Paper No. 125-4
Presentation Time: 2:35 PM
MONITORING GROUNDWATER GLOBALLY WITH GRACE AND GRACE-FO SATELLITE OBSERVATIONS
Since 2002 the NASA/German Gravity Recovery and Climate Experiment (GRACE) and GRACE Follow On (GRACE-FO) satellite missions have enabled global monitoring of changes in terrestrial water storage (TWS; the sum of groundwater, soil moisture, surface waters, snow, and ice). On interannual scales and excluding polar and high altitude regions, groundwater is the dominant component of TWS. Because available in situ groundwater depth records are sparse outside of a few heavily populated locations around the world, GRACE and GRACE-FO have been essential for inferring regional to global scale changes in aquifer storage associated with groundwater extraction and natural interannual variability.
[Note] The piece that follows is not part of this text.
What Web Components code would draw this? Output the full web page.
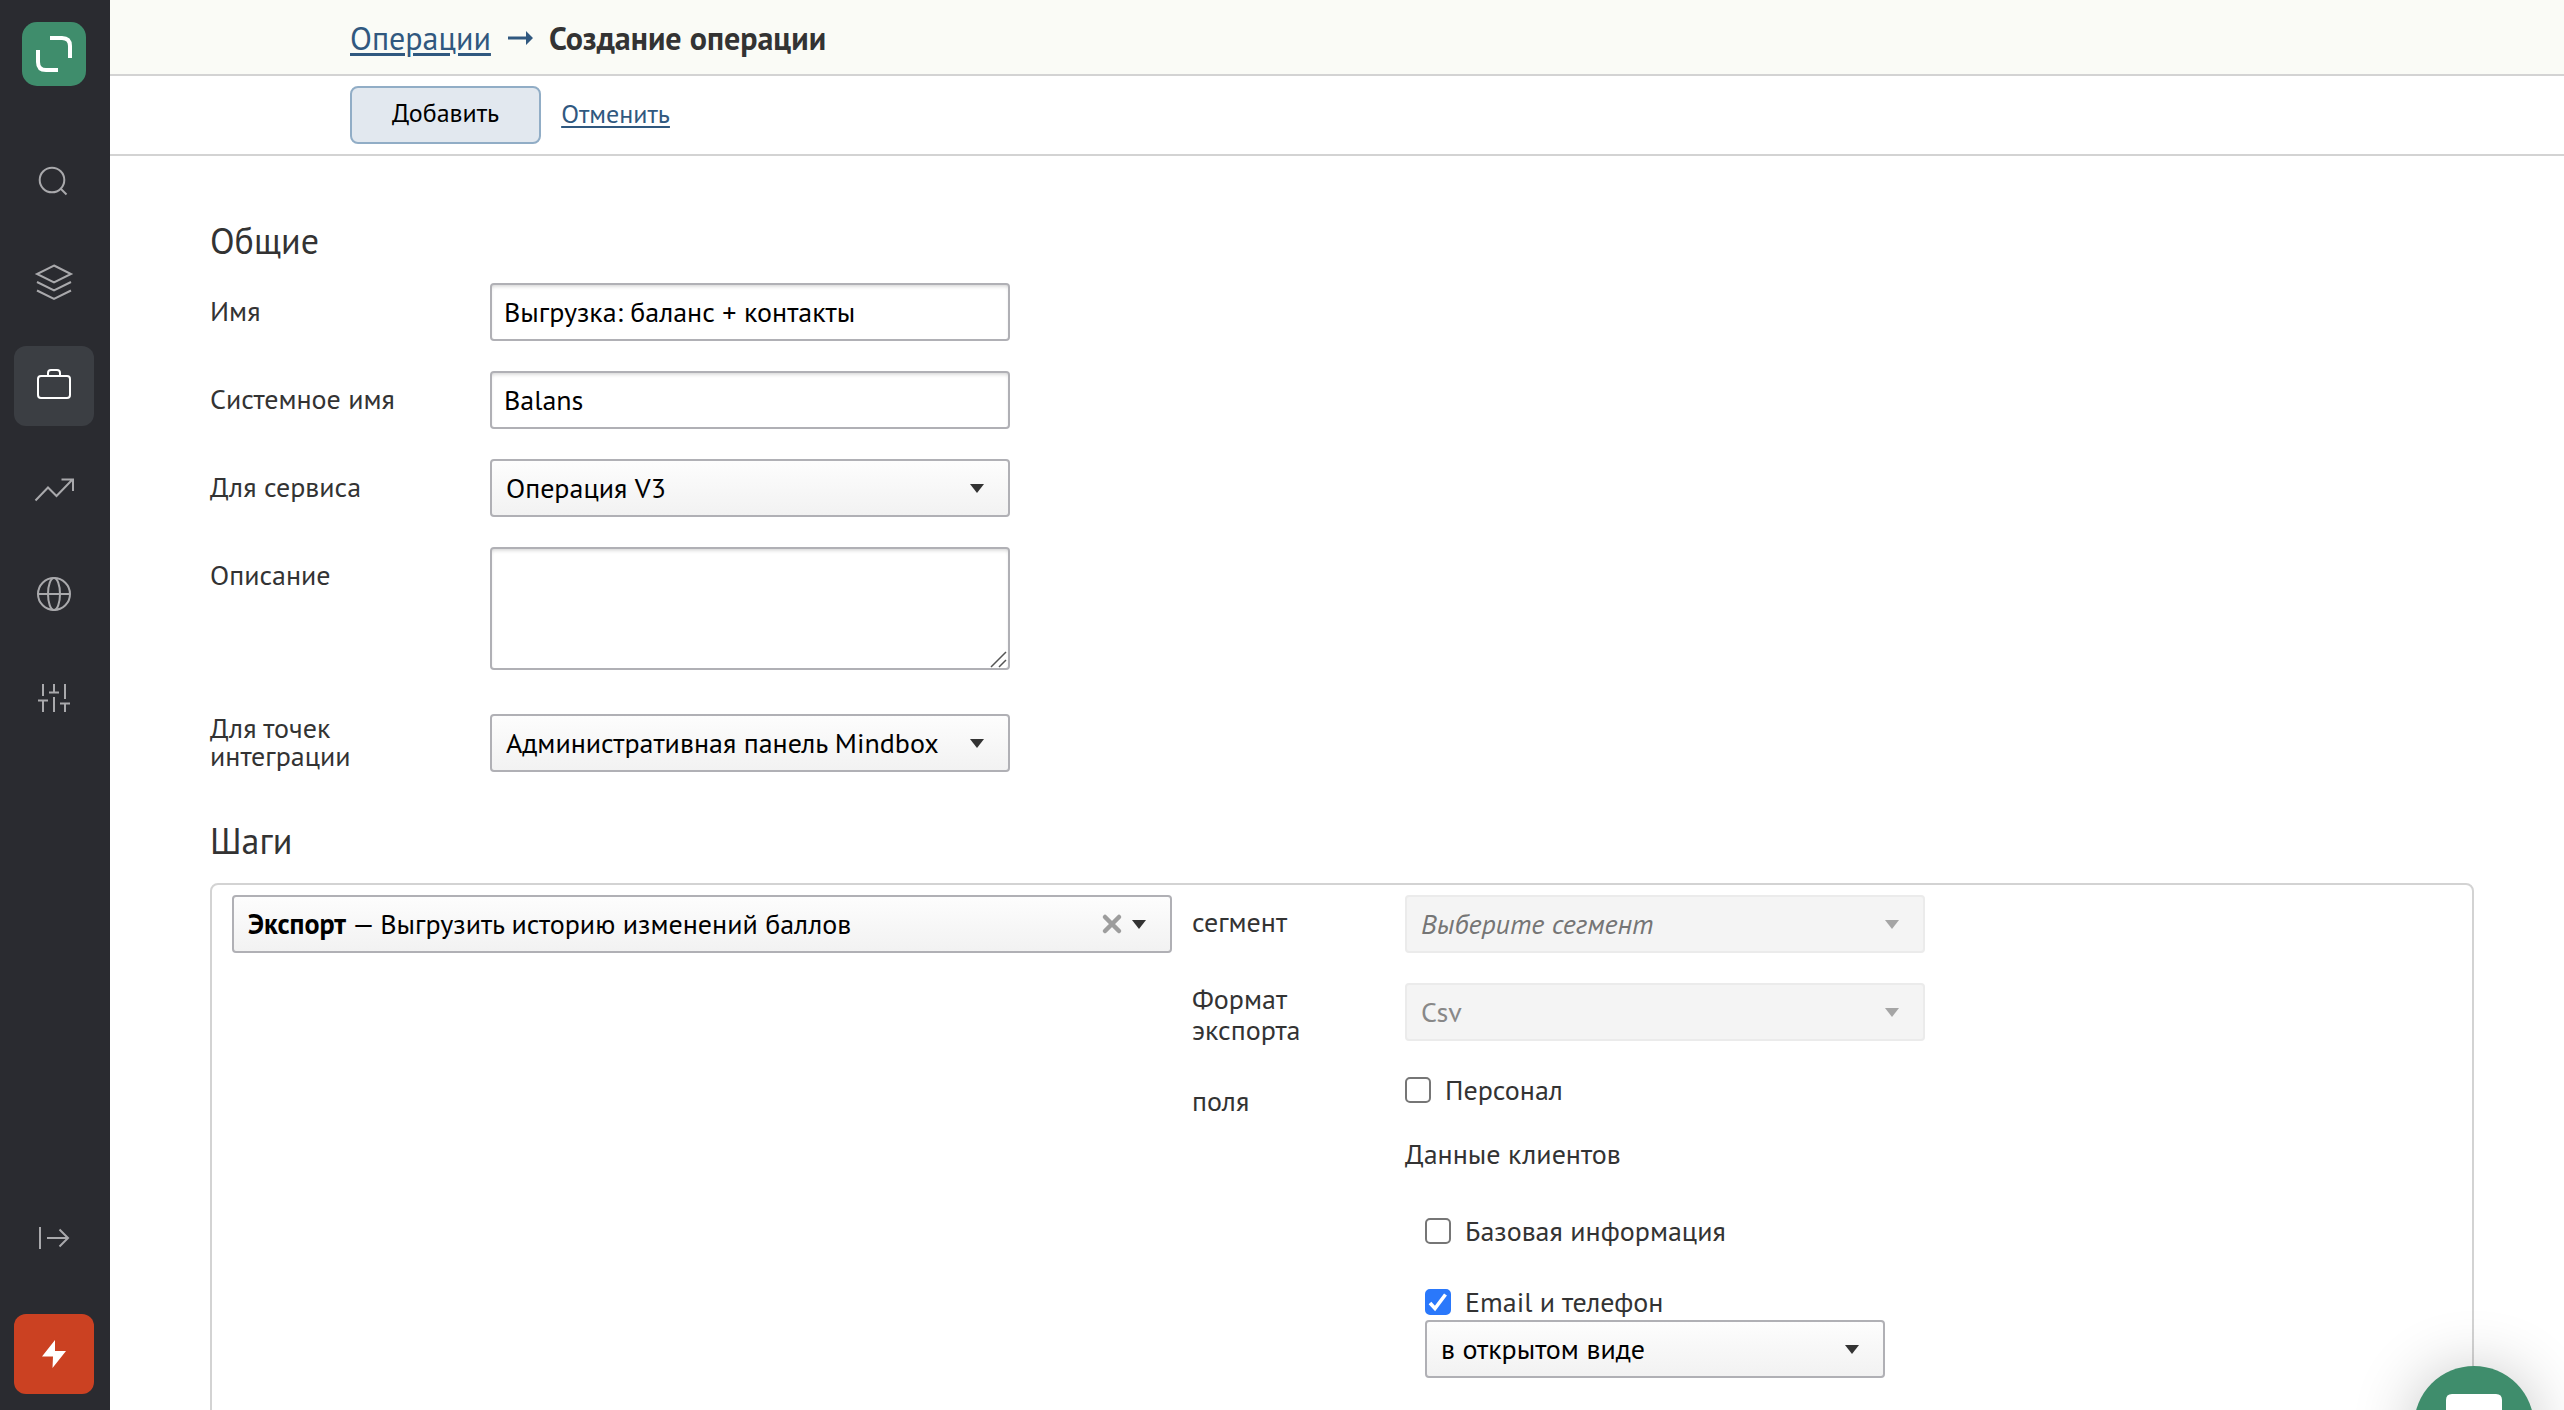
<!DOCTYPE html>
<html lang="ru">
<head>
<meta charset="utf-8">
<meta name="viewport" content="width=device-width, initial-scale=1">
<title>Создание операции</title>
<style>
  html, body { height: 100%; }
  body {
    margin: 0;
    overflow: hidden;
    background: #fff;
    color: #333;
    font: 28px/32px "PT Sans", "Open Sans", sans-serif;
    --line: #d3d3d3;
    --control-line: #b0b0b5;
    --link: #30587f;
  }
  .pair { display: grid; gap: 3px; }
</style>
</head>
<body>
<app-shell>
  <side-bar slot="nav">
    <nav-item label="Поиск"><svg width="48" height="48" viewBox="0 0 48 48"><circle cx="22" cy="26" r="12.300"/><path d="M30.500 34.500l6 6"/></svg></nav-item>
    <nav-item label="Кампании"><svg width="48" height="48" viewBox="0 0 48 48"><path d="M24 7.500L41 16L24 24.500L7 16zM7 24l17 8.500L41 24M7 32.500L24 41l17-8.500"/></svg></nav-item>
    <nav-item label="Процессы" active><svg width="48" height="48" viewBox="0 0 48 48"><rect x="8" y="14" width="32" height="22" rx="3"/><path d="M18 14v-3q0-3 3-3h6q3 0 3 3v3"/></svg></nav-item>
    <nav-item label="Аналитика"><svg width="48" height="48" viewBox="0 0 48 48"><path d="M5.500 34.500L18 21.500l8.500 8.500L42 14M31.500 13.500H43V25"/></svg></nav-item>
    <nav-item label="Интеграции"><svg width="48" height="48" viewBox="0 0 48 48"><circle cx="24" cy="24" r="16"/><ellipse cx="24" cy="24" rx="6" ry="16"/><path d="M8 24h32"/></svg></nav-item>
    <nav-item label="Настройки"><svg width="48" height="48" viewBox="0 0 48 48"><path d="M13 10v12M8 26.500h10M13 27v11M24 10v8M19 18.500h10M24 23v15M35 10v15M30 29.500h10M35 30v8"/></svg></nav-item>
    <nav-item slot="foot" label="Развернуть меню"><svg width="48" height="48" viewBox="0 0 48 48"><path d="M10 13v22M17 24h21M29.500 15.500l8.500 8.500l-8.500 8.500"/></svg></nav-item>
    <nav-item slot="foot" label="Быстрые действия" accent><svg width="48" height="48" viewBox="0 0 48 48"><path d="M25 10L12 26.500h11L22.500 38L36 21H25z"/></svg></nav-item>
  </side-bar>
  <crumb-bar slot="top" parent="Операции" current="Создание операции"></crumb-bar>
  <action-bar slot="top" submit="Добавить" cancel="Отменить"></action-bar>
  <form-section heading="Общие">
    <text-field label="Имя" value="Выгрузка: баланс + контакты"></text-field>
    <text-field label="Системное имя" value="Balans"></text-field>
    <select-field label="Для сервиса" value="Операция V3"></select-field>
    <text-field label="Описание" multiline></text-field>
    <select-field label="Для точек интеграции" value="Административная панель Mindbox" tall></select-field>
  </form-section>
  <form-section heading="Шаги">
    <step-panel group="Экспорт" operation="— Выгрузить историю изменений баллов">
      <select-field class="narrow" label="сегмент" value="Выберите сегмент" placeholder disabled></select-field>
      <select-field class="narrow" label="Формат экспорта" value="Csv" disabled></select-field>
      <export-fields label="поля" heading="Данные клиентов">
        <check-box slot="before" label="Персонал"></check-box>
        <check-box label="Базовая информация"></check-box>
        <div class="pair">
          <check-box label="Email и телефон" checked></check-box>
          <select-box name="Email и телефон" value="в открытом виде"></select-box>
        </div>
      </export-fields>
    </step-panel>
  </form-section>
  <chat-button slot="float"></chat-button>
</app-shell>

<script>
const define = (name, render) => customElements.define(name, class extends HTMLElement {
  connectedCallback() {
    if (this.shadowRoot) return;
    const attr = key => this.getAttribute(key) || '';
    this.attachShadow({ mode: 'open' }).innerHTML = '<style>*{box-sizing:border-box}</style>' + render(this, attr);
  }
});

const controlCss = `
  input, textarea, select {
    display: block; width: 100%; margin: 0; color: #000; font: inherit;
    border: 2px solid var(--control-line); border-radius: 4px; background: #fff;
  }
  input, textarea { padding: 0 12px 2px; box-shadow: inset 0 3px 4px -2px rgba(0,0,0,.2); }
  input { height: 58px; }
  textarea { height: 123px; padding: 10px 12px; resize: vertical; }
  textarea::-webkit-resizer { background: none; }
  .area { display: grid; }
  .area > * { grid-area: 1 / 1; }
  .grip { place-self: end; margin: 0 3px 2px 0; pointer-events: none; z-index: 1; }
  select {
    appearance: none; height: 58px; padding: 0 48px 0 14px;
    background: linear-gradient(#fdfdfd, #f2f2f2);
  }
  .drop { display: grid; }
  .drop > * { grid-area: 1 / 1; }
  .drop::after {
    content: ""; grid-area: 1 / 1; place-self: center end; margin-right: 26px;
    border: 7px solid transparent; border-top: 9px solid #333; border-bottom: 0; pointer-events: none;
  }
  .drop.off select { color: #888; opacity: 1; background: #f4f4f4; border-color: #ebebeb; }
  .drop.off.hint select { color: #757575; font-style: italic; }
  .drop.off::after { border-top-color: #a5a5a5; }
`;

const rowCss = `
  :host { display: grid; grid-template-columns: 280px minmax(0, 520px); align-items: start; }
  :host(.narrow) { grid-template-columns: 213px minmax(0, 520px); }
  label { padding: 14px 72px 0 0; line-height: 28px; }
  :host([tall]) label { padding-top: 0; }
  :host(.narrow) label { padding: 11px 72px 0 0; line-height: 31px; }
  :host(.narrow:nth-of-type(2)) label { padding-top: 0; }
`;

define('app-shell', () => `
  <style>
    :host { display: flex; height: 100vh; }
    .page { flex: 1; min-width: 0; display: flex; flex-direction: column; }
    main { flex: 1; min-height: 0; overflow: auto; scrollbar-width: none; padding: 64px 90px 64px 100px; }
  </style>
  <slot name="nav"></slot>
  <div class="page"><slot name="top"></slot><main><slot></slot></main></div>
  <slot name="float"></slot>`);

define('side-bar', () => `
  <style>
    :host { display: block; flex: none; width: 110px; background: #2a2b30; }
    nav { height: 100%; display: flex; flex-direction: column; padding: 22px 16px 16px 14px; }
    .logo { display: block; width: 64px; height: 64px; margin: 0 8px 52px; }
    .logo svg { display: block; }
    .items, .foot { display: flex; flex-direction: column; gap: 24px; }
    .foot { margin-top: auto; gap: 36px; }
  </style>
  <nav aria-label="Основное меню">
    <a class="logo" href="#" aria-label="Главная"><svg width="64" height="64" viewBox="0 0 64 64">
      <rect width="64" height="64" rx="15" fill="#3f8d6c"/>
      <path d="M28 16h12q8 0 8 8v12M16 28v12q0 8 8 8h12" fill="none" stroke="#fff" stroke-width="4"/></svg></a>
    <div class="items"><slot></slot></div>
    <div class="foot"><slot name="foot"></slot></div>
  </nav>`);

define('nav-item', (el, attr) => `
  <style>
    :host { display: block; }
    a { display: grid; place-items: center; height: 80px; border-radius: 12px; }
    ::slotted(svg) { display: block; fill: none; stroke: #a9a9ac; stroke-width: 2; }
    :host([active]) a { background: #3b3e43; }
    :host([active]) ::slotted(svg) { stroke: #fff; }
    :host([accent]) a { background: #cb4122; }
    :host([accent]) ::slotted(svg) { fill: #fff; stroke: none; }
  </style>
  <a href="#" aria-label="${attr('label')}"><slot></slot></a>`);

define('crumb-bar', (el, attr) => `
  <style>
    :host { display: flex; align-items: center; flex: none; gap: 16px; height: 76px; padding: 2px 0 0 240px;
      background: #fafbf6; border-bottom: 2px solid var(--line); box-sizing: border-box; font-size: 32px; line-height: 42px; }
    a { color: var(--link); text-decoration-thickness: 3px; text-underline-offset: 3px; }
    h1 { margin: 0; font: inherit; font-weight: 700; }
  </style>
  <a href="#">${attr('parent')}</a>
  <svg width="26" height="16" viewBox="0 0 26 16" fill="#30587f" aria-hidden="true"><path d="M1 6.500h18V1l7 7l-7 7V9.500H1z"/></svg>
  <h1>${attr('current')}</h1>`);

define('action-bar', (el, attr) => `
  <style>
    :host { display: flex; align-items: center; flex: none; gap: 20px; height: 80px; padding-left: 240px;
      border-bottom: 2px solid var(--line); box-sizing: border-box; font-size: 26px; }
    button { height: 58px; padding: 0 40px 4px; font: inherit; color: #000; background: #e2e8ef;
      border: 2px solid #91adc6; border-radius: 8px; }
    a { padding-bottom: 2px; color: var(--link); text-decoration-thickness: 2px; text-underline-offset: 3px; }
  </style>
  <button type="button">${attr('submit')}</button>
  <a href="#">${attr('cancel')}</a>`);

define('form-section', (el, attr) => `
  <style>
    :host { display: block; margin-bottom: 48px; }
    h2 { margin: 0 0 22px; font-size: 36px; line-height: 41px; font-weight: 400; }
    .rows { display: flex; flex-direction: column; gap: 30px; }
    ::slotted([tall]) { margin-top: 14px; }
  </style>
  <h2>${attr('heading')}</h2>
  <div class="rows"><slot></slot></div>`);

define('text-field', (el, attr) => `
  <style>${rowCss}${controlCss}</style>
  <label for="c">${attr('label')}</label>
  ${el.hasAttribute('multiline')
    ? '<div class="area"><textarea id="c"></textarea><svg class="grip" width="17" height="17" viewBox="0 0 17 17" aria-hidden="true"><path d="M1 16L16 1M9 16l7-7" stroke="#555" stroke-width="1.500"/></svg></div>'
    : `<input id="c" type="text" value="${attr('value')}">`}`);

const dropClass = el => 'drop' + (el.hasAttribute('disabled') ? ' off' : '') + (el.hasAttribute('placeholder') ? ' hint' : '');

define('select-field', (el, attr) => `
  <style>${rowCss}${controlCss}</style>
  <label for="c">${attr('label')}</label>
  <div class="${dropClass(el)}"><select id="c" ${el.hasAttribute('disabled') ? 'disabled' : ''}><option>${attr('value')}</option></select></div>`);

define('select-box', (el, attr) => `
  <style>:host { display: block; }${controlCss}</style>
  <div class="${dropClass(el)}"><select aria-label="${attr('name')}"><option>${attr('value')}</option></select></div>`);

define('check-box', (el, attr) => `
  <style>
    :host { display: block; }
    label { display: flex; align-items: center; gap: 14px; line-height: 30px; }
    input { appearance: none; flex: none; width: 26px; height: 26px; margin: 0; display: grid;
      border: 2px solid #767676; border-radius: 5px; background: #fff; }
    input:checked { border-color: #2a78fb; background: #2a78fb; }
    .box { display: grid; }
    .box > * { grid-area: 1 / 1; }
    svg { display: none; pointer-events: none; z-index: 1; }
    input:checked + svg { display: block; }
  </style>
  <label><span class="box"><input type="checkbox" ${el.hasAttribute('checked') ? 'checked' : ''}>
    <svg width="26" height="26" viewBox="0 0 26 26"><path d="M5 14l5 5.500L20.500 5.500" fill="none" stroke="#fff" stroke-width="3.600"/></svg></span>${attr('label')}</label>`);

define('export-fields', (el, attr) => `
  <style>
    :host { display: grid; grid-template-columns: 213px minmax(0, 520px); align-items: start; }
    .name { padding-top: 10px; }
    .group { margin: 31px 0 0; padding: 0; border: 0; }
    legend { padding: 0; line-height: 36px; }
    .list { display: flex; flex-direction: column; gap: 41px; padding: 44px 40px 0 20px; }
  </style>
  <span class="name">${attr('label')}</span>
  <div><slot name="before"></slot>
    <fieldset class="group"><legend>${attr('heading')}</legend><div class="list"><slot></slot></div></fieldset>
  </div>`);

define('step-panel', (el, attr) => `
  <style>${controlCss}
    :host { display: flex; gap: 20px; min-height: 640px; padding: 10px 20px; border: 2px solid var(--line); border-radius: 8px; box-sizing: border-box; }
    .operation { flex: none; display: flex; align-items: center; width: 940px; height: 58px; padding-left: 14px;
      color: #000; border: 2px solid var(--control-line); border-radius: 4px; background: linear-gradient(#fdfdfd, #f2f2f2); }
    .operation label { font-weight: 700; }
    .operation .drop { flex: 1; grid-template-columns: 1fr 70px; }
    .operation .drop select { grid-column: 1 / -1; height: 54px; padding: 0 6px; border: 0; background: none; }
    .operation .drop::after { grid-column: 1 / -1; margin-right: 24px; }
    .clear { grid-column: 2; place-self: center start; width: 24px; height: 24px; margin: 0; padding: 0; border: 0; background: none; z-index: 1; }
    .clear svg { display: block; }
    .params { flex: 1; display: flex; flex-direction: column; gap: 30px; }
  </style>
  <div class="operation"><label for="op">${attr('group')}</label>
    <div class="drop"><select id="op"><option>${attr('operation')}</option></select>
      <button class="clear" type="button" aria-label="Очистить"><svg width="24" height="24" viewBox="0 0 24 24"><path d="M5 5l14 14M19 5L5 19" stroke="#9d9d9d" stroke-width="4.500" stroke-linecap="round"/></svg></button>
    </div>
  </div>
  <div class="params"><slot></slot></div>`);

define('chat-button', () => `
  <style>
    :host { position: fixed; right: 30px; bottom: -76px; }
    button { display: grid; justify-items: center; align-content: start; width: 120px; height: 120px; padding: 28px 0 0; border: 0;
      border-radius: 50%; background: #3f8d6c; box-shadow: 0 4px 64px rgba(0,0,0,.24); }
  </style>
  <button type="button" aria-label="Открыть чат"><svg width="56" height="60" viewBox="0 0 56 60"><path d="M6 0h44q6 0 6 6v50l-16-10H6q-6 0-6-6V6q0-6 6-6z" fill="#fff"/></svg></button>`);
</script>
</body>
</html>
However, due to their coarse special (>100,000 km2) and temporal (monthly) resolutions and the vertically integrated nature of the observations, innovative approaches are necessary to derive actionable information. Here we present results from studies that have used GRACE and GRACE-FO to infer regional trends in TWS, understand its relationship with sea level rise, monitor drought and wetness conditions in near-real time, and identify and quantify the largest water cycle extremes in the data record.